William Booth (1829-1912)
William Booth (April 10, 1829 - August 20, 1912) was the founder and 1st General (1878-1912) of The Salvation Army.
He was born in Sneinton, Nottingham, England, the only son of four surviving children born to Samuel Booth (1775-1832) and Mary Moss (1794-1875). His father was wealthy, but lost his money to bad investments and left his widow and children poor.
At age 13, William was apprenticed to a pawnbroker's shop to help support his mother and sisters. In 1845, he was born again of the spirit. He read extensively and trained himself in writing and in speech, becoming a Methodist lay preacher. He moved to London in 1849, regularly sending a portion of his wages from the pawnbroker home to his mother.
He also continued his lay preaching. In 1852, he became a licensed minister and travelled whenever he could, evangelising in Lincolnshire, Yorkshire, Cornwall and Wales.
William Booth and Catherine Mumford were married June 16, 1855 at Stockwell Green Congregational Church in London.
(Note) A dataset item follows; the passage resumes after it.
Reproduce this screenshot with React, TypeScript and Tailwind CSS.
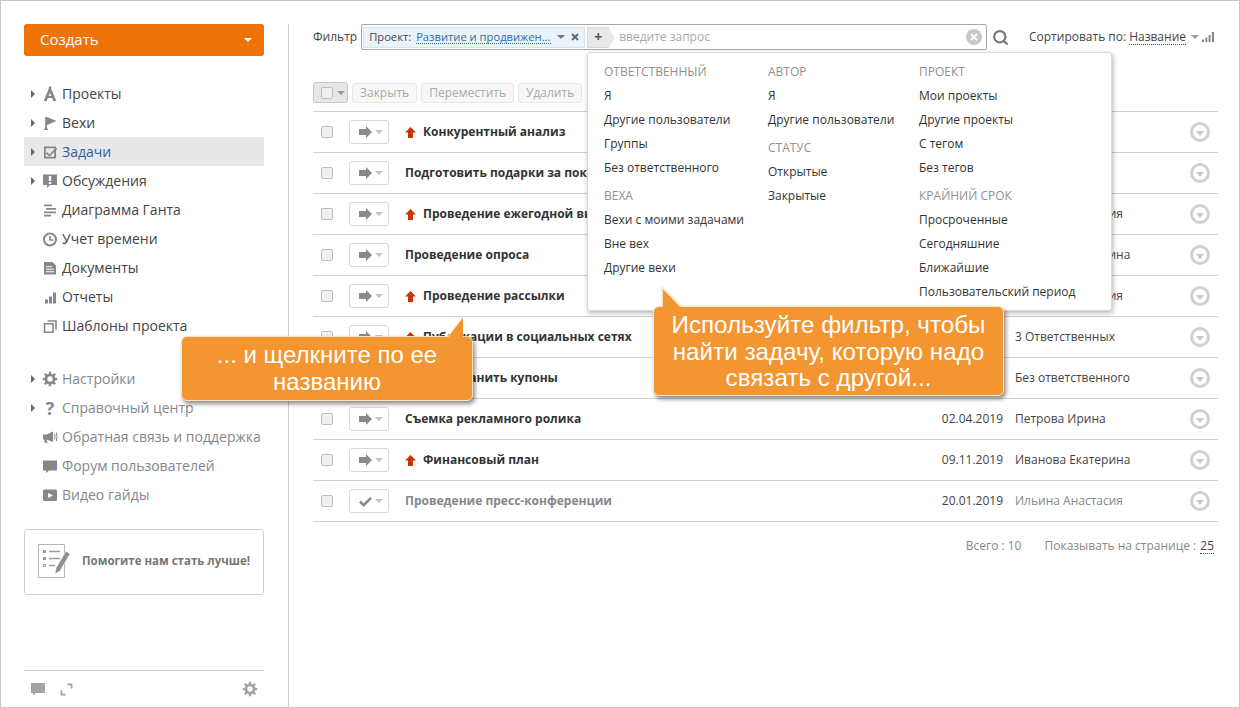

She became his helpmate in his ministries, and was an ardent preacher herself, until she died in 1890. They had eight children: Bramwell Booth, Ballington Booth, Kate Booth, Emma Booth, Herbert Booth, Marie Booth, Evangeline Booth and Lucy Booth.
Though he became a prominent Methodist evangelist, he was unhappy with the ministries of the church. He wanted to reach out to the poor and desperate souls who were being shunned as lowly creatures. Believing the Methodists had become too middle class and snobbish, he became an independent evangelist in 1861. His doctrine remained much the same, though. He preached that eternal punishment was the fate of the unsaved and the necessity of repentance and the promise of holiness, manifesting itself in a life of love for God and mankind. Eventually, the Booth's children became involved in the ministry.
In 1865, he and Catherine opened The Christian Revival Society, and later changed its name to The Christian Mission, in the East End of London, where they held meetings every evening and on Sundays, to offer repentance, Salvation and Christian ethics to the poorest and most needy, including alcoholic criminals and prostitutes.
He and his followers practiced what they preached. They performed self-sacrificing Christian and social work, such as opening "Food for the Million" shops (soup kitchens), not caring if they were scoffed at or derided for their Christian ministry work.
Deciding there was a need for revitalisation, William Booth changed the name of the church in 1878 to The Salvation Army, modelling it after the military, with its own flag (or colours) and its own music. He and the other soldiers in God's Army would wear the Army's own uniform, 'putting on the armour,' for meetings and ministry work. He became the General and his other ministers were given appropriate ranks as officers.
Though the early years were lean ones, with the need of money to help the needy an ever growing issue, the General and The Salvation Army persevered. In the early 1880s, operations were extended to other countries, notably the USA and India.
During his lifetime, the General established Army work in 58 countries and colonies, travelling extensively and holding salvation meetings.
General Booth regularly published a magazine and was the author of a number of books; he also composed several songs. His book In Darkest England and the Way Out not only became a bestseller after its 1890 release, it set the foundation for the Army's modern social welfare schemes.
The book speaks of abolishing vice and poverty by establishing homes for the homeless, farm communities where the urban poor can be trained in agriculture, training centres for prospective emigrants, homes for fallen women and released prisoners, aid for the poor, and help for alcoholics. He also lays down schemes for poor men's lawyers, banks, clinics, industrial schools and even a seaside resort. He says that if the state fails to meet its social obligations it will be the task of each Christian to step into the breach. In Darkest England and the Way Out was reprinted in 1970.
Opinion of the Army and General Booth eventually changed to that of favour. In his later years, he was received in audience by kings, emperors and presidents, who were among his ardent admirers. Even the mass media began to use his title of 'General' with reverence.
General Booth explained, 'Salvationism means simply the overcoming and banishing from the earth of wickedness.' His mission was to win the world for Jesus. The Salvation Army was a classic 'ultra-revivalist movement,' preaching repentance and faith in the Lord Jesus Christ as the means of forgiveness and regeneration.
General William Booth died at age 83 in Hadley Wood, London. He is interred with his wife in Abney Park Cemetery, London.